Yet Sen. Mike Lee mentioned something that may be an even bigger concern.

U.S. Senator Mike Lee (R-Utah) slammed the process after the Senate held a vote Tuesday to advance a bipartisan gun control bill, giving lawmakers less than an hour to read the bill before the vote, but not before it was leaked to the media.

“This is the Senate operating at its worst,” Lee told BlazeTV host Glenn Beck on the radio Wednesday morning, griping that Senate Majority Leader Chuck Schumer (D-N.Y.) has also prevented lawmakers from offering amendments to improve the bill.

Senators voted 64 to 34 Tuesday in favor of a motion to proceed for an 80-page bill called the Bipartisan Safer Communities Act. The bill is the result of weeks-long negotiations between Republicans and Democrats on gun control measures deemed a priority after the mass shootings in Buffalo, New York, and Uvalde, Texas.

But Lee, who did not vote for the motion to proceed, criticized the fact that Republicans who did not take part in the negotiations were asked to take a blind vote without reading the bill.

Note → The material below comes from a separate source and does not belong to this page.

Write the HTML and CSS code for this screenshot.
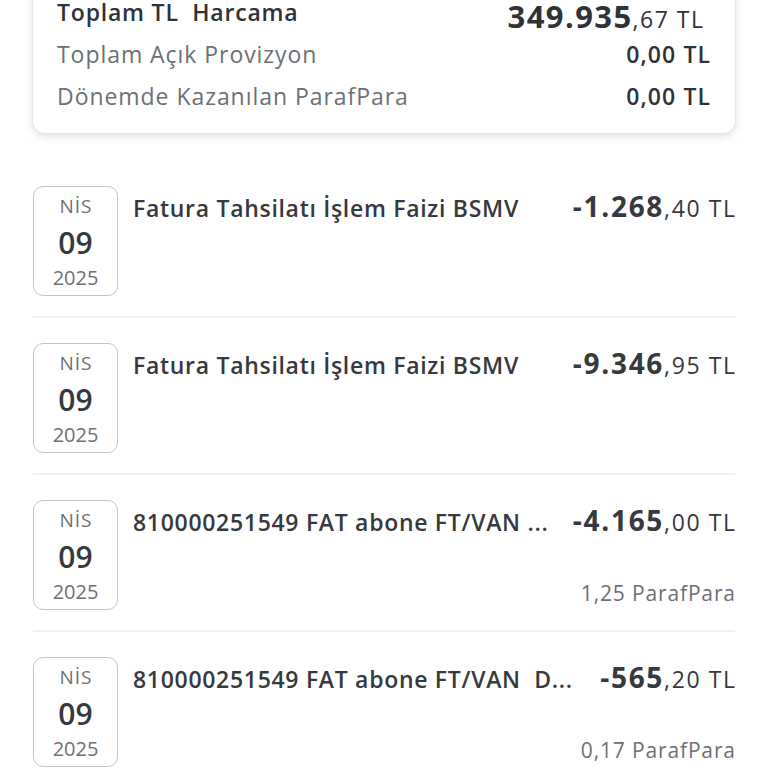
FILE: index.html
```html
<!DOCTYPE html>
<html lang="tr">
<head>
<meta charset="utf-8">
<link rel="stylesheet" href="styles.css">
</head>
<body>
<div class="page">
  <div class="summary">
    <div class="srow srow-main">
      <span class="slabel strong">Toplam TL&nbsp; Harcama</span>
      <span class="big-amount"><b>349.935</b>,67 TL</span>
    </div>
    <div class="srow">
      <span class="slabel">Toplam Açık Provizyon</span>
      <span class="svalue">0,00 TL</span>
    </div>
    <div class="srow">
      <span class="slabel">Dönemde Kazanılan ParafPara</span>
      <span class="svalue">0,00 TL</span>
    </div>
  </div>

  <div class="tx">
    <div class="date"><span class="mon">NİS</span><span class="day">09</span><span class="year">2025</span></div>
    <div class="txbody">
      <div class="txtop"><span class="title">Fatura Tahsilatı İşlem Faizi BSMV</span><span class="amount"><b>-1.268</b>,40 TL</span></div>
    </div>
  </div>
  <div class="tx">
    <div class="date"><span class="mon">NİS</span><span class="day">09</span><span class="year">2025</span></div>
    <div class="txbody">
      <div class="txtop"><span class="title">Fatura Tahsilatı İşlem Faizi BSMV</span><span class="amount"><b>-9.346</b>,95 TL</span></div>
    </div>
  </div>
  <div class="tx">
    <div class="date"><span class="mon">NİS</span><span class="day">09</span><span class="year">2025</span></div>
    <div class="txbody">
      <div class="txtop"><span class="title">810000251549 FAT abone FT/VAN ...</span><span class="amount"><b>-4.165</b>,00 TL</span></div>
      <div class="points">1,25 ParafPara</div>
    </div>
  </div>
  <div class="tx">
    <div class="date"><span class="mon">NİS</span><span class="day">09</span><span class="year">2025</span></div>
    <div class="txbody">
      <div class="txtop"><span class="title">810000251549 FAT abone FT/VAN  D...</span><span class="amount"><b>-565</b>,20 TL</span></div>
      <div class="points">0,17 ParafPara</div>
    </div>
  </div>
</div>
</body>
</html>
```

FILE: styles.css
```css
html, body {
  margin: 0;
  padding: 0;
  background: #ffffff;
}
body {
  font-family: "Open Sans", "Noto Sans", sans-serif;
  color: #36393e;
  overflow: hidden;
  height: 768px;
}
.page {
  padding: 0 33px;
}
.summary {
  margin-top: -30px;
  background: #ffffff;
  border-radius: 0 0 12px 12px;
  box-shadow: 0 3px 8px rgba(0, 0, 0, 0.14), 0 0 2px rgba(0, 0, 0, 0.08);
  padding: 30px 25px 16px 24px;
  margin-bottom: 53px;
}
.srow {
  display: flex;
  justify-content: space-between;
  align-items: center;
  height: 42px;
}
.srow-main {
  height: 33px;
  align-items: flex-start;
  padding-right: 7px;
}
.slabel {
  font-size: 23px;
  color: #6c7075;
  line-height: 42px;
  letter-spacing: 0.95px;
}
.slabel.strong {
  color: #2f3237;
  font-weight: 600;
  line-height: 24px;
  letter-spacing: 0.8px;
}
.big-amount {
  font-size: 23px;
  color: #2f3237;
  line-height: 40px;
  margin-top: -4px;
  letter-spacing: 1.5px;
  margin-right: -1.5px;
}
.big-amount b {
  font-size: 31px;
  font-weight: 700;
  letter-spacing: 1.4px;
}
.svalue {
  font-size: 23px;
  font-weight: 600;
  color: #2f3237;
  letter-spacing: 1.1px;
  margin-right: -1.1px;
}
.tx {
  display: flex;
  gap: 15px;
  padding: 0 0 20px;
  margin-top: 25px;
  border-bottom: 2px solid #eef0f2;
}
.tx:first-of-type {
  margin-top: 0;
}
.date {
  flex: 0 0 auto;
  width: 83px;
  height: 104px;
  padding-top: 4px;
  box-sizing: content-box;
  border: 1px solid #c2c4c6;
  border-radius: 10px;
  display: flex;
  flex-direction: column;
  align-items: center;
  justify-content: flex-start;
}
.mon {
  font-size: 19px;
  color: #6c7075;
  line-height: 30px;
  letter-spacing: 1px;
  margin-right: -1px;
}
.day {
  font-size: 30px;
  font-weight: 600;
  color: #36393e;
  line-height: 44px;
}
.year {
  font-size: 20px;
  color: #6c7075;
  line-height: 26px;
}
.txbody {
  flex: 1;
  display: flex;
  flex-direction: column;
}
.txtop {
  display: flex;
  justify-content: space-between;
  align-items: baseline;
  gap: 12px;
  padding-top: 1px;
}
.title {
  font-size: 23px;
  font-weight: 600;
  color: #36393e;
  white-space: pre;
  letter-spacing: 0.7px;
}
.amount {
  font-size: 23px;
  color: #36393e;
  white-space: nowrap;
  letter-spacing: 1.6px;
  margin-right: -1.6px;
}
.amount b {
  font-size: 28px;
  font-weight: 700;
  letter-spacing: 1.7px;
}
.points {
  margin-top: auto;
  text-align: right;
  font-size: 21px;
  color: #6c7075;
  line-height: 26px;
  padding-bottom: 4px;
  letter-spacing: 0.85px;
  margin-right: -0.85px;
}
```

“There were a group of senators, ten Republicans and ten Democrats, who got together and wrote this behind closed doors. I hope they read it. But I don’t think anyone else had the chance to. In fact, by yesterday afternoon, mid-afternoon, a number of news media outlets were reporting that they had the bill text. Senators still didn’t,” Lee said.

“We received the bill text, just moments before we were expected to vote on it. It ended up getting an overwhelming vote, because basically all of Democrats and ten or 15 Republicans voted for it. This is stunning to me. This is not how the Senate is supposed to operate,” he added.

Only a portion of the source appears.